I want to use Hotelling's $T^2$ statistic to obtain a $p$-value for the following test: if the mean of a set of data correspond to that of a new point. If not, my new point is at significant distance from the mean of a set of data.

Given that my point is the mean of the data, Hotelling's one-sample T2 statistic can give me a $p$-value to interpret as the probability of obtaining the data if my new sample really is the mean vector. Essentially, this corresponds to finding out whether my point is inside or outside of some level curve of a multivariate (normal?) distribution that corresponds to a $100(1-\alpha)~\%$ interval and fitted to the data set.

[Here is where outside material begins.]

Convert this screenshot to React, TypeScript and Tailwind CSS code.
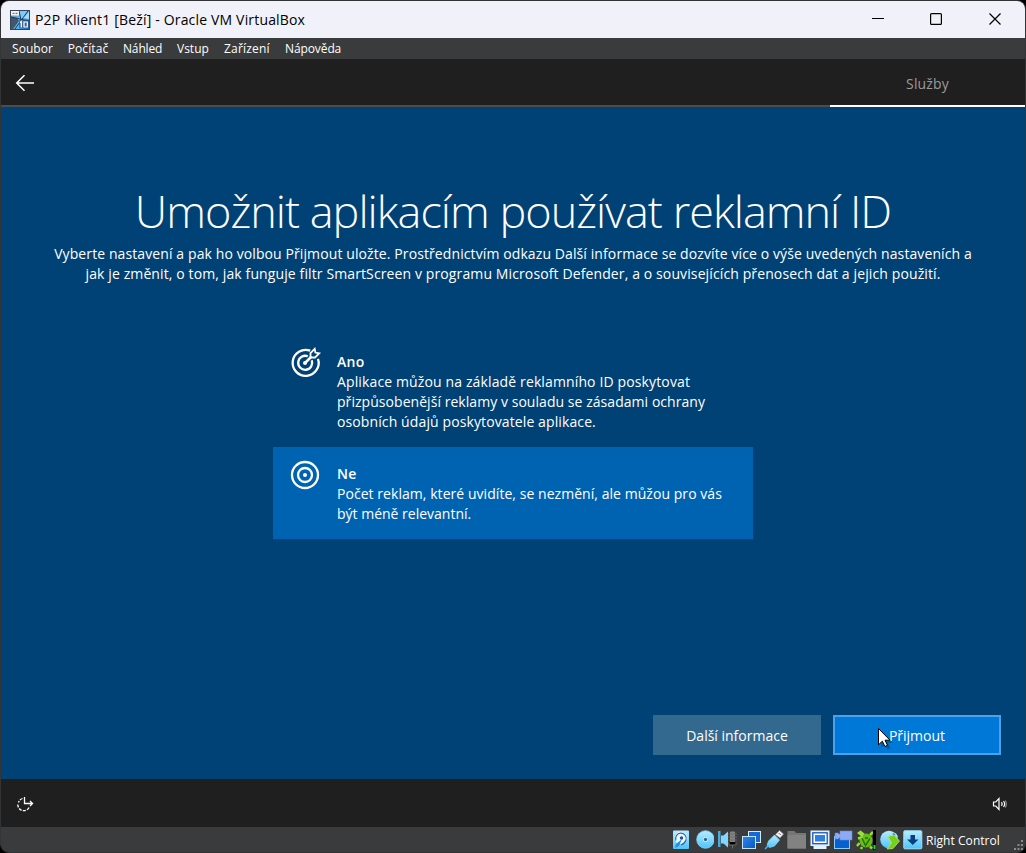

I compute the $T^2$ statistic as $$ t^2 = n(x_{new} - \mu)^t\left(\frac{1}{n-1}X^tX\right)^{-1}(x_{new} - \mu), $$ where the data matrix, $X\sim\mathcal{N}(\mu, \Sigma)$ is $n\times 2$, where $\Sigma$ is a $2\times 2$ diagonal matrix, and then use the $F$ distribution with $2$ and $n-2$ degrees of freedom to obtain a $p$-value. This since $$ \frac{n-2}{2(n-1)}t^2 \sim F_{2, n-1}. $$

Now, my problem is that the $p$-values I obtain are waaay too small. They can be on the order of $10^{-12}$, for points that should have a $p$-value about roughly 0.5.

In order to plot a $95~\%$ confidence interval around the mean, I used the equation for an ellipse $$ \left(\frac{x}{a}\right)^2 + \left(\frac{y}{b}\right)^2 = d^2, $$ where $a$ is the length of the major axis, $b$ is the length of the minor axis and where $d^2=F_{\alpha,2,n-2}$ is the critical value of an $F$ distribution with $2$ and $n-2$ degrees of freedom on the $\alpha$ level.

The figure illustrates 100 normal random samples with $\sigma_1=2$ and $\sigma_2=1$. The ellipses correspond to $50~\%$ and $95~\%$ regions, respectively. enter image description here

It clearly works as expected. However, I realised that the $T^2$ statistic is a generalisation of the equation for an ellipse, which leads me to the conclusion that my value of the $T^2$ statistic is a factor $n$ too large, since we should have $$ x_{new}^t\left(\frac{1}{n-1}X^tX\right)^{-1}x_{new} = \left(\frac{x_{new,1}}{\sigma_1}\right)^2 + \left(\frac{x_{new,2}}{\sigma_2}\right)^2, $$ when the data is centred and the covariance matrix is diagonal.

If I remove the factor $n$, the point $x_{new}=[1, 1]$ obtains a $p$-value of $0.5032$ instead of $0$ (!).

Another observation I made is that when drawing the ellipse, I must use $d$ instead of $d^2$ times the standard deviation of the coordinate. This makes sense, since what I am really computing is a Mahalanobis distance, but it does not correspond to the theory of the confidence interval using the $T^2$ statistic.

So, my question is: What have I done wrong? Why is my computed value wrong by a factor $n$? Should I use the square root of $F$?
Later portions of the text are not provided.